From: Brandon Williams <bmwill@google.com>
To: Junio C Hamano <gitster@pobox.com>
Cc: Duy Nguyen <pclouds@gmail.com>,
Stefan Beller <sbeller@google.com>,
Git Mailing List <git@vger.kernel.org>
Subject: Re: [PATCH 0/5] Start of a journey: drop NO_THE_INDEX_COMPATIBILITY_MACROS
Date: Wed, 3 May 2017 20:24:15 -0700 [thread overview]
Message-ID: <20170504032415.GA139188@google.com> (raw)
In-Reply-To: <xmqqa86tbamh.fsf@gitster.mtv.corp.google.com>
On 05/03, Junio C Hamano wrote:
> Duy Nguyen <pclouds@gmail.com> writes:
>
> >>> In the long run we may want to drop the macros guarded by
> >>> NO_THE_INDEX_COMPATIBILITY_MACROS. This converts a couple of them.
> >>
> >> Why?
> >
> > Well.. why did you add NO_THE_INDEX_COMP... in the first place? ;-) j/k
>
> That was to mark the code that implements the underlying machinery
> that the code in a particular file has already been vetted and
> converted to be capable of working with an arbitrary index_state
> instance, not just the_index instance.
>
> Your mentioning "at least outside builtin/" shows that you have a
> good understanding of the issue; they are infrastructure code and
> many of them may become more useful if they are enhanced to take an
> index_state instance instead of always working with the_index. With
> an infrastructure code that insists on working on the_index, an
> application that has something valuable in the_index already needs
> to somehow save it elsewhere before calling the function and use the
> result from the_index before restoring its version.
>
> I think unpack-trees.c used to assume that it is OK to use the_index,
> but after it started taking src/dst_index, it gained NO_THE_INDEX_COMP
> thing. That's the kind of change in this area we would want to see.
>
> > I attempted the same thing once or twice in the past, had the same
> > impression and dropped it.
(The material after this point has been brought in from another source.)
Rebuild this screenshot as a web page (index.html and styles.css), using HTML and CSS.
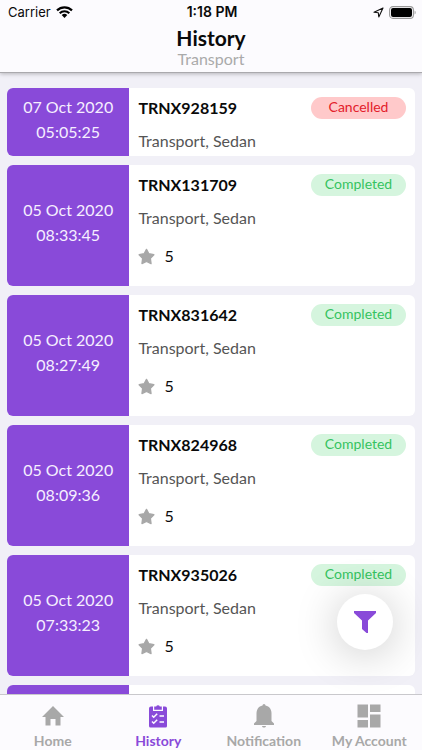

But I think it's good to get rid of cache_*
> > macros, at least outside builtin/ directory.
>
> One thing that needs to be kept in mind is that a mechanical
> replacement of active_cache[] to the_index.cache[] in the
> infrastructure code does not get us closer to such an improvement.
> In fact, such a patch only has negative value (keep reading until
> the end of the paragraph that begins with "One thing is certain" to
> understand why).
>
> The entry point to a codechain for an important infrastructure code
> that can currently only work with the_index needs to be identified.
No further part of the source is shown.